= WHAT TO PRODUCE =
Will you output all of the data below exactly, omitting the images?

= SUPPLIED DATA =
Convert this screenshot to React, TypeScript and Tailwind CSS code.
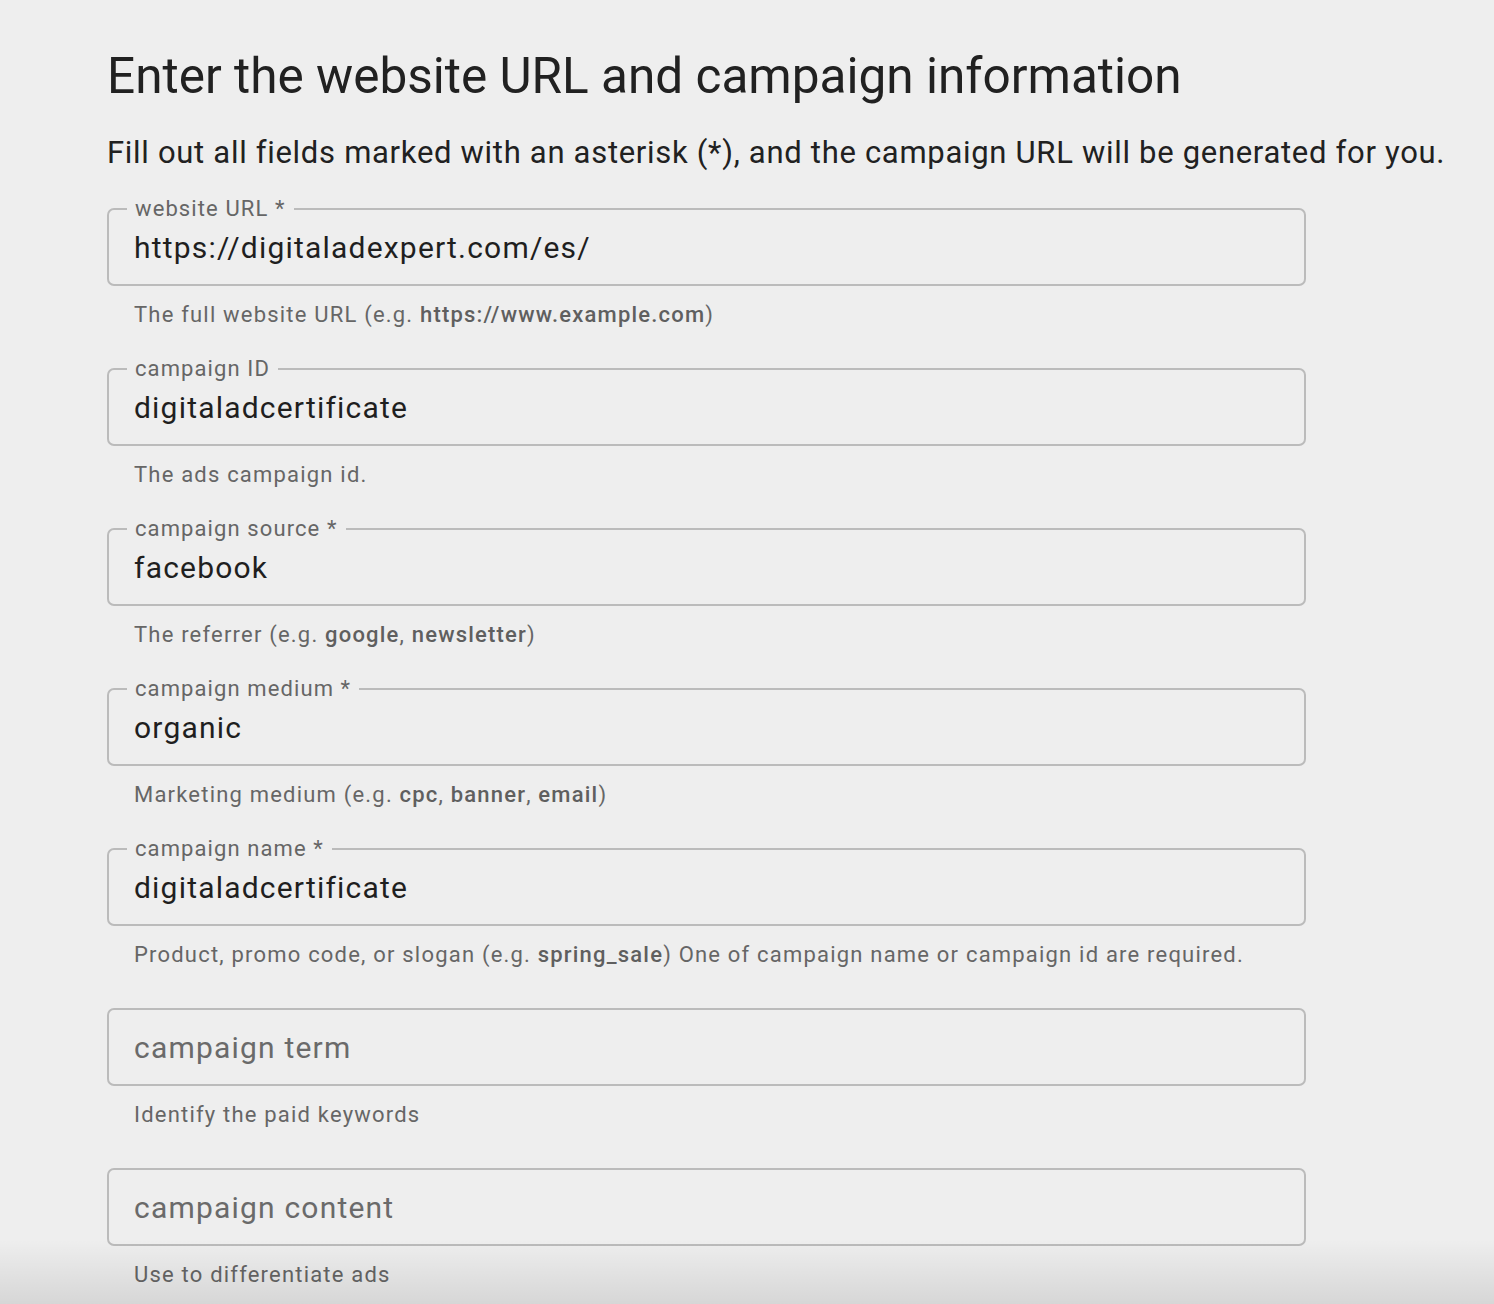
import React from "react";

type Field = {
  label: string;
  required?: boolean;
  value: string;
  helper: React.ReactNode;
};

const B = ({ children }: { children: React.ReactNode }) => (
  <span className="font-medium text-[#5f5f5f]">{children}</span>
);

const fields: Field[] = [
  {
    label: "website URL",
    required: true,
    value: "https://digitaladexpert.com/es/",
    helper: (
      <>
        The full website URL (e.g. <B>https://www.example.com</B>)
      </>
    ),
  },
  {
    label: "campaign ID",
    value: "digitaladcertificate",
    helper: "The ads campaign id.",
  },
  {
    label: "campaign source",
    required: true,
    value: "facebook",
    helper: (
      <>
        The referrer (e.g. <B>google</B>, <B>newsletter</B>)
      </>
    ),
  },
  {
    label: "campaign medium",
    required: true,
    value: "organic",
    helper: (
      <>
        Marketing medium (e.g. <B>cpc</B>, <B>banner</B>, <B>email</B>)
      </>
    ),
  },
  {
    label: "campaign name",
    required: true,
    value: "digitaladcertificate",
    helper: (
      <>
        Product, promo code, or slogan (e.g. <B>spring_sale</B>) One of
        campaign name or campaign id are required.
      </>
    ),
  },
  {
    label: "campaign term",
    value: "",
    helper: "Identify the paid keywords",
  },
  {
    label: "campaign content",
    value: "",
    helper: "Use to differentiate ads",
  },
];

function OutlinedField({ field }: { field: Field }) {
  const filled = field.value !== "";
  return (
    <div className="mb-[39px]">
      <div className="relative h-[78px] rounded-[7px] border-2 border-[#bbbbbb]">
        {filled && (
          <span className="absolute left-[18px] top-[-15px] bg-[#eeeeee] px-[8px] text-[22px] leading-[28px] tracking-[1.1px] text-[#666666]">
            {field.label}
            {field.required && " *"}
          </span>
        )}
        <div
          className={`flex h-full items-center pl-[25px] text-[30px] tracking-[1.2px] ${
            filled ? "text-[#1f1f1f]" : "text-[#6a6a6a]"
          }`}
        >
          {filled ? field.value : field.label}
        </div>
      </div>
      <p className="mt-[15px] pl-[27px] text-[22px] leading-[28px] tracking-[1.2px] text-[#666666]">
        {field.helper}
      </p>
    </div>
  );
}

export default function App() {
  return (
    <div
      className="relative h-[1304px] overflow-hidden bg-[#eeeeee] pl-[107px]"
      style={{ fontFamily: "Roboto, 'Noto Sans', sans-serif" }}
    >
      <h1 className="pt-[46px] text-[49.5px] leading-[60px] text-[#212121]">
        Enter the website URL and campaign information
      </h1>
      <p className="mt-[27px] whitespace-nowrap text-[31px] leading-[40px] tracking-[0.7px] text-[#212121]">
        Fill out all fields marked with an asterisk (*), and the campaign URL
        will be generated for you.
      </p>
      <div className="mt-[35px] w-[1199px]">
        {fields.map((f) => (
          <OutlinedField key={f.label} field={f} />
        ))}
      </div>
      <div className="pointer-events-none absolute bottom-0 left-0 right-0 h-[64px] bg-gradient-to-b from-transparent to-black/10" />
    </div>
  );
}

= ANSWER TO THIS PROBLEM =
Convert this screenshot to React, TypeScript and Tailwind CSS code.
import React from "react";

type Field = {
  label: string;
  required?: boolean;
  value: string;
  helper: React.ReactNode;
};

const B = ({ children }: { children: React.ReactNode }) => (
  <span className="font-medium text-[#5f5f5f]">{children}</span>
);

const fields: Field[] = [
  {
    label: "website URL",
    required: true,
    value: "https://digitaladexpert.com/es/",
    helper: (
      <>
        The full website URL (e.g. <B>https://www.example.com</B>)
      </>
    ),
  },
  {
    label: "campaign ID",
    value: "digitaladcertificate",
    helper: "The ads campaign id.",
  },
  {
    label: "campaign source",
    required: true,
    value: "facebook",
    helper: (
      <>
        The referrer (e.g. <B>google</B>, <B>newsletter</B>)
      </>
    ),
  },
  {
    label: "campaign medium",
    required: true,
    value: "organic",
    helper: (
      <>
        Marketing medium (e.g. <B>cpc</B>, <B>banner</B>, <B>email</B>)
      </>
    ),
  },
  {
    label: "campaign name",
    required: true,
    value: "digitaladcertificate",
    helper: (
      <>
        Product, promo code, or slogan (e.g. <B>spring_sale</B>) One of
        campaign name or campaign id are required.
      </>
    ),
  },
  {
    label: "campaign term",
    value: "",
    helper: "Identify the paid keywords",
  },
  {
    label: "campaign content",
    value: "",
    helper: "Use to differentiate ads",
  },
];

function OutlinedField({ field }: { field: Field }) {
  const filled = field.value !== "";
  return (
    <div className="mb-[39px]">
      <div className="relative h-[78px] rounded-[7px] border-2 border-[#bbbbbb]">
        {filled && (
          <span className="absolute left-[18px] top-[-15px] bg-[#eeeeee] px-[8px] text-[22px] leading-[28px] tracking-[1.1px] text-[#666666]">
            {field.label}
            {field.required && " *"}
          </span>
        )}
        <div
          className={`flex h-full items-center pl-[25px] text-[30px] tracking-[1.2px] ${
            filled ? "text-[#1f1f1f]" : "text-[#6a6a6a]"
          }`}
        >
          {filled ? field.value : field.label}
        </div>
      </div>
      <p className="mt-[15px] pl-[27px] text-[22px] leading-[28px] tracking-[1.2px] text-[#666666]">
        {field.helper}
      </p>
    </div>
  );
}

export default function App() {
  return (
    <div
      className="relative h-[1304px] overflow-hidden bg-[#eeeeee] pl-[107px]"
      style={{ fontFamily: "Roboto, 'Noto Sans', sans-serif" }}
    >
      <h1 className="pt-[46px] text-[49.5px] leading-[60px] text-[#212121]">
        Enter the website URL and campaign information
      </h1>
      <p className="mt-[27px] whitespace-nowrap text-[31px] leading-[40px] tracking-[0.7px] text-[#212121]">
        Fill out all fields marked with an asterisk (*), and the campaign URL
        will be generated for you.
      </p>
      <div className="mt-[35px] w-[1199px]">
        {fields.map((f) => (
          <OutlinedField key={f.label} field={f} />
        ))}
      </div>
      <div className="pointer-events-none absolute bottom-0 left-0 right-0 h-[64px] bg-gradient-to-b from-transparent to-black/10" />
    </div>
  );
}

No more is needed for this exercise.